Special for the Armenian Weekly
A pair of modest, worn-out pumps accompanied 31-year-old Inesa’s words: “My husband always says that I’m an absurd and useless woman.” Five years after 20-year-old Zaruhi Petrosyan was beaten to death by her husband, the Coalition to Stop Violence Against Women observed a National Day to Combat Domestic Violence in Yerevan’s Republic Square with a public display of 60 pairs of shoes, representing the victims of domestic violence since Zaruhi’s death on Oct. 1, 2010.
For Lara Aharonian, the director of the Women’s Resource Center Armenia, Oct. 1 is a symbolic day—“[It is the day] we woke up with the news of a young woman killed after severe beatings,” she told the Armenian Weekly. “The death of Zaruhi affected everyone—she became the poster child of the fight against domestic violence. She was not the first but she was the one everyone talked about.”
In October 2010, the news of Zaruhi’s murder spread through Armenia and the diaspora. The brutality of her death, and the unwillingness of the police to assist her prior to her murder, shook the Armenian world.
“On that day we started our fight together as a coalition—we joined our efforts for the first time with seven NGOs to raise awareness, support the victims, and lobby for [the domestic violence] law,” said Aharonian.
Zaruhi was an orphan, neglected by society, her rights considered irrelevant by some. Those factors contributed to the perpetuation of the abuse she was subjected to. The law and society had failed her.
In the wake of Zaruhi’s murder, organizations advocating for women’s rights came together to form the umbrella group known as the Coalition to Stop Violence Against Women. The seven NGOs comprising it are the Women’s Resource Center; Women’s Support Center; Women’s Rights Center; Society Without Violence; PINK Armenia; Real World, Real People; and the Sexual Assault Crisis Center of Yerevan.
Coming together to form the coalition was “a kind of promise, a pledge to Zaruhi,” said Aharonian, adding that Oct. 1 became a day to remember Zaruhi, to reflect, and to renew the efforts needed to put an end to domestic violence.
And so, this year, the coalition placed 60 pairs of shoes in Yerevan’s Republic Square. Each pair was accompanied by the testimony of a real victim of domestic violence.
“He won’t let me leave the house alone… These walls are beginning to weigh down on me,” read one statement that accompanied a pair of tan suede boots.
“Every evening I wait in fear for my husband to come home from work and start a fight,” read the testimony of a 20-year-old woman named Yelena. Hers were strawberry-colored pointed shoes.
And then there were the pair of tiny pink shoes, and the words of 8-year-old Mariam, “I couldn’t study. Dad got angry, and struck me in the face. Blood came out my nose…”
A poster featuring the silhouette of a woman and a question mark read, “Who will be next?”

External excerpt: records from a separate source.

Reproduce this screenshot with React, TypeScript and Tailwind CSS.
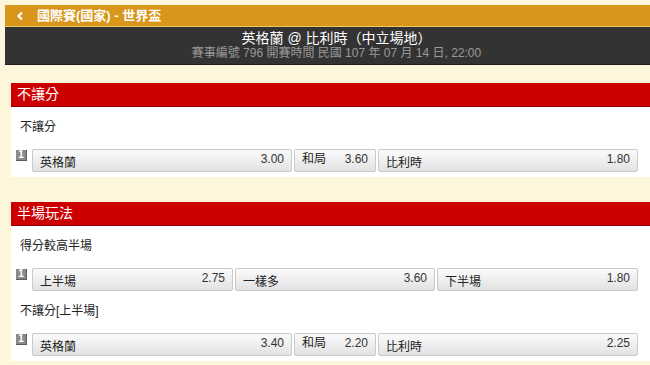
import React from 'react';

type Odd = { name: string; odds: string; narrow?: boolean };
type Market = { title: string; rows: Odd[]; cols: string };

const FONT = { fontFamily: '"Liberation Sans", "Noto Sans CJK TC", sans-serif' };

const SECTIONS: { title: string; markets: Market[] }[] = [
  {
    title: '不讓分',
    markets: [
      {
        title: '不讓分',
        cols: 'grid-cols-[260px_82px_1fr]',
        rows: [
          { name: '英格蘭', odds: '3.00' },
          { name: '和局', odds: '3.60', narrow: true },
          { name: '比利時', odds: '1.80' },
        ],
      },
    ],
  },
  {
    title: '半場玩法',
    markets: [
      {
        title: '得分較高半場',
        cols: 'grid-cols-[201px_200px_1fr]',
        rows: [
          { name: '上半場', odds: '2.75' },
          { name: '一樣多', odds: '3.60' },
          { name: '下半場', odds: '1.80' },
        ],
      },
      {
        title: '不讓分[上半場]',
        cols: 'grid-cols-[260px_82px_1fr]',
        rows: [
          { name: '英格蘭', odds: '3.40' },
          { name: '和局', odds: '2.20', narrow: true },
          { name: '比利時', odds: '2.25' },
        ],
      },
    ],
  },
];

function OddButton({ o }: { o: Odd }) {
  return (
    <div className="flex h-[23px] justify-between rounded-[2px] border border-[#c9c9c9] bg-gradient-to-b from-[#fbfbfb] to-[#e2e2e2] px-[7px] text-[12px] text-[#222]">
      <span className={o.narrow ? 'pt-[2px] leading-[14px]' : 'pt-[6px] leading-[14px]'}>{o.name}</span>
      <span className="pt-[2px] leading-[14px] text-[#333]">{o.odds}</span>
    </div>
  );
}

function MarketBlock({ m }: { m: Market }) {
  return (
    <div className="pt-[10px]">
      <div className="h-[20px] pl-[9px] text-[12px] leading-[20px] text-[#222]">{m.title}</div>
      <div className="mt-[12px] flex">
        <div className="w-[21px] shrink-0 pl-[5px] pt-[1px]">
          <div className="flex h-[11px] w-[11px] items-center justify-center border-b border-r border-[#5e5e5e] bg-[#8a8a8a] text-[10px] font-bold leading-none text-white">
            1
          </div>
        </div>
        <div className={`grid flex-1 gap-[2px] ${m.cols} pr-[12px]`}>
          {m.rows.map((o, i) => (
            <OddButton key={i} o={o} />
          ))}
        </div>
      </div>
    </div>
  );
}

export default function App() {
  return (
    <div className="min-h-[365px] w-[650px] bg-[#fdf6da] pl-[5px] pt-[5px]" style={FONT}>
      <div className="flex h-[22px] items-center border-b border-[#f0c66a] bg-[#d8961b] text-white">
        <svg width="8" height="10" viewBox="0 0 8 10" className="ml-[11px]">
          <path d="M6 1.5 L2.5 5 L6 8.5" fill="none" stroke="white" strokeWidth="2.2" />
        </svg>
        <span className="ml-[13px] text-[13px] font-bold">國際賽(國家) - 世界盃</span>
      </div>
      <div className="flex h-[38px] flex-col items-center justify-center border-b border-[#1f1f1f] bg-[#333333] pl-[18px]">
        <div className="text-[14px] leading-[16px] text-white">英格蘭 @ 比利時（中立場地）</div>
        <div className="text-[12px] leading-[15px] text-[#9a9a9a]">
          賽事編號 796 開賽時間 民國 107 年 07 月 14 日, 22:00
        </div>
      </div>
      <div className="flex flex-col gap-[25px] pl-[6px] pt-[18px]">
        {SECTIONS.map((s, i) => (
          <div key={i}>
            <div className="h-[24px] border-b border-[#8e0000] bg-[#cc0000] pl-[6px] text-[14px] leading-[23px] text-white">
              {s.title}
            </div>
            <div className="bg-white pb-[5px]">
              {s.markets.map((m, j) => (
                <MarketBlock key={j} m={m} />
              ))}
            </div>
          </div>
        ))}
      </div>
    </div>
  );
}
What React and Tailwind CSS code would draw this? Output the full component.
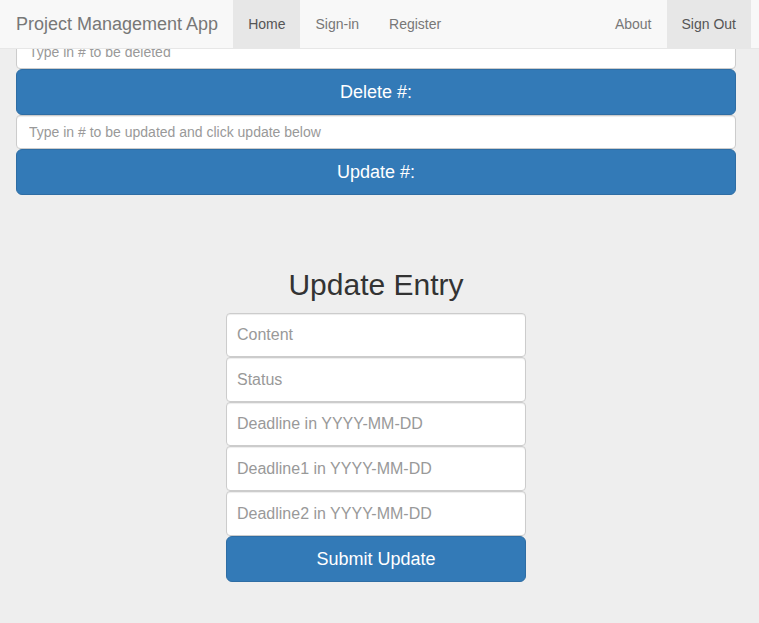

“We wanted to show how real people have suffered from domestic violence. So the empty shoes symbolize the life that is no more, the missing women. People were able to feel that absence, emptiness, and loss that the deceased leave behind. These were 60 shoes symbolically belonging to different women killed since the death of Zaruhi…showing that we need to do more, that we need to pass the law,” said Aharonian.
Between 2013 and 2015, more than 5,000 calls have been made to domestic violence hotlines operated by 3 NGOs, Susanna Vardanyan of the Women’s Rights Center was quoted as saying by MediaCenter.am, during a press conference held on Oct. 1.
Vardanyan noted that 30 women were killed as a result of domestic violence during that same period, leaving 45 children behind. During the first 9 months of this year, more than 2,000 cases of domestic violence were reported to the coalition. The police reported 535 cases of domestic violence this year, including cases of child abuse. According to the police department, there has been a decrease in the number of cases, as well as in the number of deaths resulting from domestic violence.
Yet, Lida Minasyan of the Society Without Violence stressed that the real number of domestic violence cases is much higher, if one considers that there are many instances where the abuse is not made public or reported. Women in rural areas, she said, are particularly vulnerable.
Since Zaruhi’s murder, the coalition has fought hard to pass a domestic violence bill, so far to no avail. Currently, a draft bill is awaiting examination in the National Assembly. Activists say a separate domestic violence bill will acknowledge the crime and allocate financial and human resources, as well as services, to both prevent it and address the consequences. Such a law—which activists have advocated for around a decade—would encompass protection mechanisms, from restraining orders to police and judicial reforms, to effectively deal with the crime.
In the afternoon of Oct. 1, the coalition held a protest action in front of the government building, demanding passage of domestic violence legislation. In the evening, the organizers held a candle light vigil in memory of victims of abuse in Armenia and around the world.
Meanwhile, the reaction to the public shoe display showed the spectrum of attitudes to domestic violence in Armenia. According to Aharonian, the reaction from passersby varied. Some were supportive. “We had people getting emotional while reading the stories. Some even placed flowers on [the shoes],” said Aharonian. Others reacted aggressively by blaming the victims or justifying the abuse.